HB 350 will require hospitals to submit detailed budgets and financial information to the Diamond State Hospital Cost Review Board each year. Made up of seven health care quality experts, appointed by the governor and confirmed by the Senate, the tasked with ensuring that Delaware’s largest hospitals align their pricing within annual benchmarks set by the state. The head of the Delaware Healthcare Association, which represents the interest of state hospitals, will have a non-voting seat on the board.

During 2025 and 2026, that benchmark will be set at either 2% growth over the previous year or the CPI plus 1% over rates from the previous year, whichever is higher.

In 2027, the Diamond State Hospital Cost Review Board will begin comparing hospital pricing to the annual Delaware Health Care Benchmark set by a subcommittee of the Delaware Economic and Financial Advisory Council (DEFAC), a panel of state officials and economists who forecast the state government’s budget projections.

A hospital that exceeds the benchmark will be required to submit a performance improvement plan that details specific strategies, adjustments and next steps proposed by the hospital to rein in costs, along with a timetable for implementation, allowing hospitals to adjust their own costs without additional state intervention.

If that improvement plan fails to control prices, the Diamond State Hospital Cost Review Board could extend the timeline of a hospital’s performance improvement plan or require a hospital to modify its budget – decisions that are appealable to the Delaware Superior Court.

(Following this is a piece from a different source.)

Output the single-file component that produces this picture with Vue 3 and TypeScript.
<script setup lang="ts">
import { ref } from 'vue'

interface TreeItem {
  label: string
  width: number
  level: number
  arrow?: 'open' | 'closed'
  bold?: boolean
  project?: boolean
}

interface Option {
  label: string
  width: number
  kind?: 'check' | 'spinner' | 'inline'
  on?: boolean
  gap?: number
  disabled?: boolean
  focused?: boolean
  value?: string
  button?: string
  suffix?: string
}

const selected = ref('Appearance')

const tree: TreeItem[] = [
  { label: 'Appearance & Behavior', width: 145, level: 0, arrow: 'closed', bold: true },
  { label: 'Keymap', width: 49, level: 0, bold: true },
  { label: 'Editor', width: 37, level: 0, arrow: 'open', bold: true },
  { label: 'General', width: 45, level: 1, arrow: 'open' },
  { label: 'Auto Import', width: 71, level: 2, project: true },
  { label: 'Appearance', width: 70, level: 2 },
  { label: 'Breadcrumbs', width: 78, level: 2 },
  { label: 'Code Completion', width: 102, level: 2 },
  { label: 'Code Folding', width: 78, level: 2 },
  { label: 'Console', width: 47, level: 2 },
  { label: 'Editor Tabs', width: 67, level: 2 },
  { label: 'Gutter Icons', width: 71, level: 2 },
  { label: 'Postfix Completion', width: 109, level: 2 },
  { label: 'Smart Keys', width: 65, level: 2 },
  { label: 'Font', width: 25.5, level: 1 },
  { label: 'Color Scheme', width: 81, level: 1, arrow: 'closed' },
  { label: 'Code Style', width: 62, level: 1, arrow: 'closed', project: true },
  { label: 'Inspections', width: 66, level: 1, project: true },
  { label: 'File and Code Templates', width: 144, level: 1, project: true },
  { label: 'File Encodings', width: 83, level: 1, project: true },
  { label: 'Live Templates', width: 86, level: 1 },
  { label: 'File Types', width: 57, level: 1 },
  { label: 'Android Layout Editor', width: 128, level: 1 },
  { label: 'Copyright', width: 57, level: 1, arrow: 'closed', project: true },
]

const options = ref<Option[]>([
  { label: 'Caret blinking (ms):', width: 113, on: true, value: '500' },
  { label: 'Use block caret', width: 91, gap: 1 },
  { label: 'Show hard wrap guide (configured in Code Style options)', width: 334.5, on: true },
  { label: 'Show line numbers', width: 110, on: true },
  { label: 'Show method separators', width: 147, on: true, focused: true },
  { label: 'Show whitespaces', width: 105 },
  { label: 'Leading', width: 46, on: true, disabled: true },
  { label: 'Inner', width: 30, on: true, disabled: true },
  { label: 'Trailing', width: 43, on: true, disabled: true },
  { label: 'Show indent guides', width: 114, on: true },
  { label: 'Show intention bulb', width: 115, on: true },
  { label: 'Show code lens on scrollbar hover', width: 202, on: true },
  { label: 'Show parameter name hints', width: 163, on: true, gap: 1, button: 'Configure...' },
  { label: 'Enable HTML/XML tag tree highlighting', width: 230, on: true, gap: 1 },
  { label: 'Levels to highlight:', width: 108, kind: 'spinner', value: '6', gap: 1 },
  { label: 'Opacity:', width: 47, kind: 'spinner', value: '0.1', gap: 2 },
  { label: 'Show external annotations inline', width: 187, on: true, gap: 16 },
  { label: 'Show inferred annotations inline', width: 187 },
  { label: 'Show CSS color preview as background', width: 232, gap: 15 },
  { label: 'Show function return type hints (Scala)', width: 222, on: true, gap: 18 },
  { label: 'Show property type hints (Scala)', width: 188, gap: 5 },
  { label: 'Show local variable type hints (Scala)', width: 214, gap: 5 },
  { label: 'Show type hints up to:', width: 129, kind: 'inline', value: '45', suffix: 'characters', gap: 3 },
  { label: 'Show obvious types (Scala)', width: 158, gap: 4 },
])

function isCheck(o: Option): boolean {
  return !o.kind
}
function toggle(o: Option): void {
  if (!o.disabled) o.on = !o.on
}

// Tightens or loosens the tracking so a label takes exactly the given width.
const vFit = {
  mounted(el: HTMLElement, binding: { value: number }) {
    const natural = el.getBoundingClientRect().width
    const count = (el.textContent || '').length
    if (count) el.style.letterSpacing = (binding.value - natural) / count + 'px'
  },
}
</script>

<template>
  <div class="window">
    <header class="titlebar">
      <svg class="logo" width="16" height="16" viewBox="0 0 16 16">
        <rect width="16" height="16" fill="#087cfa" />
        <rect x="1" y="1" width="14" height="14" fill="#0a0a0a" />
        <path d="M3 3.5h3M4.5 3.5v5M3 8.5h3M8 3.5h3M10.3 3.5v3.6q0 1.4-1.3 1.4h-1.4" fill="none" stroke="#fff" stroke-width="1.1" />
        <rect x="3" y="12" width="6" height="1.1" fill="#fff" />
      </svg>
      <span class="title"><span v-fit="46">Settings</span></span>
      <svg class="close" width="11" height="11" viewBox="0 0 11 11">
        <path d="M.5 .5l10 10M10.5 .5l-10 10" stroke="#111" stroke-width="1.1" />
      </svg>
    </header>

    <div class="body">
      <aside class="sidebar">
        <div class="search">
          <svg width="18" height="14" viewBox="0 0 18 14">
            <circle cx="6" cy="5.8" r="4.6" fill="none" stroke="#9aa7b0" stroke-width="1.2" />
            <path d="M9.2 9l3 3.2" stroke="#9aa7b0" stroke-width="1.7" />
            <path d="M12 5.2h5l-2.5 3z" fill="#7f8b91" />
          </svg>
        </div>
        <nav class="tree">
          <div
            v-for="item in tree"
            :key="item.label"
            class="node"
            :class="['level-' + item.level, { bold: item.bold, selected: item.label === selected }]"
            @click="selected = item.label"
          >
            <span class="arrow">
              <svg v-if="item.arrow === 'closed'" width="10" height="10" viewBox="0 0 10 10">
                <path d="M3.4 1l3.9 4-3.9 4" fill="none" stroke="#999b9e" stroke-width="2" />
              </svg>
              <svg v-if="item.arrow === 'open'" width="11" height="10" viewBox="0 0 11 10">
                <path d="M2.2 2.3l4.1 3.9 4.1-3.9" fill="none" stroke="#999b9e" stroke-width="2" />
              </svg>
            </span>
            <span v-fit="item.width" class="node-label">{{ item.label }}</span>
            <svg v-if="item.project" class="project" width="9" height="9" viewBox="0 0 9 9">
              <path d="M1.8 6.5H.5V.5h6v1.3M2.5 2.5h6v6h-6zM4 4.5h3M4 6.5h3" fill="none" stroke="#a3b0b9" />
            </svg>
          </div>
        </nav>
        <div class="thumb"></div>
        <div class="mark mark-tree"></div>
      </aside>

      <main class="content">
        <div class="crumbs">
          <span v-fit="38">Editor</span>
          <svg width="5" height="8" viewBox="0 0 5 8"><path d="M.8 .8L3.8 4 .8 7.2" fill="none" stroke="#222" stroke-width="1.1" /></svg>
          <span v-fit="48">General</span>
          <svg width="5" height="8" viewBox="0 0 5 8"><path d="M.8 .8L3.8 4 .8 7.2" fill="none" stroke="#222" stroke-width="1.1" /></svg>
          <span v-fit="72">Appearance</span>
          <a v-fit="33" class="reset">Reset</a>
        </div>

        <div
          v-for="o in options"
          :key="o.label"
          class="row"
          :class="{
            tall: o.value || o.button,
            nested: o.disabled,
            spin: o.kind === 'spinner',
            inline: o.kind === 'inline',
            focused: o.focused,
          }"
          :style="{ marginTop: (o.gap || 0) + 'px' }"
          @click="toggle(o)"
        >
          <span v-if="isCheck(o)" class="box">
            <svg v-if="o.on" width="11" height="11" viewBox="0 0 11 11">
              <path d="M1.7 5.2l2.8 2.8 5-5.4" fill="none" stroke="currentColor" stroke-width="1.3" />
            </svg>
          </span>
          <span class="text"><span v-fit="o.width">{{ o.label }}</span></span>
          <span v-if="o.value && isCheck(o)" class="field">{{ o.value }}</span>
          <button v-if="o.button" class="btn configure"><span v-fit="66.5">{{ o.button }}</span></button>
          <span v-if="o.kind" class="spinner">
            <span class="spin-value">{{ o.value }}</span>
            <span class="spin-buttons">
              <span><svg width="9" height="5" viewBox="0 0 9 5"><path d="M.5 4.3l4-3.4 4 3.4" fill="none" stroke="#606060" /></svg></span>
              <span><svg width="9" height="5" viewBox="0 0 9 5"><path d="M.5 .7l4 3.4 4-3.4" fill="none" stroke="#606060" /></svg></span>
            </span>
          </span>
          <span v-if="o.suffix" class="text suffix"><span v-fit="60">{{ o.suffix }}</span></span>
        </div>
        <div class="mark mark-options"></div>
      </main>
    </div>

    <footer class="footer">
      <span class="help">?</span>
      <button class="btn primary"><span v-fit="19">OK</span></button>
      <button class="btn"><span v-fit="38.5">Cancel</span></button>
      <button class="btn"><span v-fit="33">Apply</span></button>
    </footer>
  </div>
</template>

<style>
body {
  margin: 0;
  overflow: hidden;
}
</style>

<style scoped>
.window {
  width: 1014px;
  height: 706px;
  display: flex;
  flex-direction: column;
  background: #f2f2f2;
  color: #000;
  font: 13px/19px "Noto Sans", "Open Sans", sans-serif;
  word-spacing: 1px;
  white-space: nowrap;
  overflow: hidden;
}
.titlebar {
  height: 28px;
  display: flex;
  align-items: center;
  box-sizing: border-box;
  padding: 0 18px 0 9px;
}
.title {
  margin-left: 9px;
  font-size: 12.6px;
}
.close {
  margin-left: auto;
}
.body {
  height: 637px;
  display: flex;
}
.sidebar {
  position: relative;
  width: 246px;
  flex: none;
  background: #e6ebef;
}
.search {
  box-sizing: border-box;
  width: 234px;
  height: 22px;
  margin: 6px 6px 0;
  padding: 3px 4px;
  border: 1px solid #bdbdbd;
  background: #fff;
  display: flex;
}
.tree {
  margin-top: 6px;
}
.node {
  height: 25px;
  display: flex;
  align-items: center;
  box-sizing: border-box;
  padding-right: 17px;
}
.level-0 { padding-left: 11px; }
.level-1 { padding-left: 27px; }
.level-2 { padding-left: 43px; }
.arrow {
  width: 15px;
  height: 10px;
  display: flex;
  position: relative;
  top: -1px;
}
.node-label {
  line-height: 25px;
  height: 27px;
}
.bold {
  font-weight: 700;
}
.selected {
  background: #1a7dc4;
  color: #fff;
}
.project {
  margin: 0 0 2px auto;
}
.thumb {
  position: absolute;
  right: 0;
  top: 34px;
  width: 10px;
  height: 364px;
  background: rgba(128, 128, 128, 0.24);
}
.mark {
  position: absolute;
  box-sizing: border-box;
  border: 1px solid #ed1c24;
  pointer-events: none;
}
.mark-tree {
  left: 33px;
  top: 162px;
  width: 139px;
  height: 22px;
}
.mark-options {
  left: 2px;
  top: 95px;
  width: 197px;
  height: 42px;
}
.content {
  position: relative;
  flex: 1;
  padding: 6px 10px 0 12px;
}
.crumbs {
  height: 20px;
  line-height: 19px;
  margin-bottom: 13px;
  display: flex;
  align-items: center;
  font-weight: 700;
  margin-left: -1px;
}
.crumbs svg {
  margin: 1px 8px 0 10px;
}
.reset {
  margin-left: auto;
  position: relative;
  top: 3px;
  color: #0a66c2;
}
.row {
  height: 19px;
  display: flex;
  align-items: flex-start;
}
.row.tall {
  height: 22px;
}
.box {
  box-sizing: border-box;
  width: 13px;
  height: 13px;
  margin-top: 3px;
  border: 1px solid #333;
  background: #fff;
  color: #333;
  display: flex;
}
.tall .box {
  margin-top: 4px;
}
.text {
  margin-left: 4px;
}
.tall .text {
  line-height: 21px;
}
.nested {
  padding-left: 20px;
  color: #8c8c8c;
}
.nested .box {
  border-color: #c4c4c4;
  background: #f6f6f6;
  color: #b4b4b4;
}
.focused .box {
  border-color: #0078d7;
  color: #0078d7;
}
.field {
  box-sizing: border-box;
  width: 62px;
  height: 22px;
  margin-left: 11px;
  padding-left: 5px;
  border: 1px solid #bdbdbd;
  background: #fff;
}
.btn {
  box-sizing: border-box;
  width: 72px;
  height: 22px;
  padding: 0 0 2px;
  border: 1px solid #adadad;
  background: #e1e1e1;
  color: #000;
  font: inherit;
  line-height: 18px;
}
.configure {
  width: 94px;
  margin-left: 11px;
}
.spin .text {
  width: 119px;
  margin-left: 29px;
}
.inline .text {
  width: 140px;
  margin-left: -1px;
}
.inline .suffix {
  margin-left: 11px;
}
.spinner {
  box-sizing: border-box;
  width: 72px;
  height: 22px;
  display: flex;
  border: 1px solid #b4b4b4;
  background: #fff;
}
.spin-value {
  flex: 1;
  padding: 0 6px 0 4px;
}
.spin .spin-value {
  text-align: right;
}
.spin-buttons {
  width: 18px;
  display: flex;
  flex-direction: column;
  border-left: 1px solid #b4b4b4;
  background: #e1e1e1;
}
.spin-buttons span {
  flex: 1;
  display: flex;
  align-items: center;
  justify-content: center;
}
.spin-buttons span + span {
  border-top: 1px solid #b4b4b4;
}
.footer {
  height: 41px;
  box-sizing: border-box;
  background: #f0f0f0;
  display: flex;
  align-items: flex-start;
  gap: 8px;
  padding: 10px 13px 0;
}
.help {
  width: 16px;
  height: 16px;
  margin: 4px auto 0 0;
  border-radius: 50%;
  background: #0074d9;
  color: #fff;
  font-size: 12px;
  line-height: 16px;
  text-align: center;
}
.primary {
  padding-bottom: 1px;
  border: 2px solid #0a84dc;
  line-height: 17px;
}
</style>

Weeks of daily negotiations between House Speaker Valerie Longhurst, Senate Majority Leader Bryan Townsend and the Delaware Healthcare Association helped to broker the deal, but it doesn’t mean that hospital leaders remain in favor of the legislation despite dropping their opposition.

“While these amendments reduce the immediate harm to our state’s hospitals and healthcare systems, and their employees and patients, we have been consistent and unequivocal with the sponsors and others on our opposition to other components of this legislation,” said DHA Executive Brian Frazee in a statement to its members after confirming the compromise. “DHA remains deeply concerned about the remaining provisions in HB 350, including creating a politically-appointed oversight board with the potential to modify and approve hospital budgets. The members of DHA reserve rights to remedy this legislation if passed. We will continue our work to ensure Delaware hospitals can meet their obligation and commitment to provide access to high-quality care to our patients and the communities we serve.”

Longhurst said that legislators set out to “to alleviate the overwhelming burden of health care expenses on Delaware families while ensuring their access to quality care,” and that HB 350 delivered.

“Whether it’s residents forced to make impossible decisions between paying for needed medical care or paying their rent, or small businesses, forced to raise their prices because of spiraling costs of health care, this is an issue that touches every Delawarean,” she said in a statement. “This agreement marks a significant stride toward tackling this challenge, all while protecting healthcare workers and patients and ushering in much-needed transparency to our healthcare system.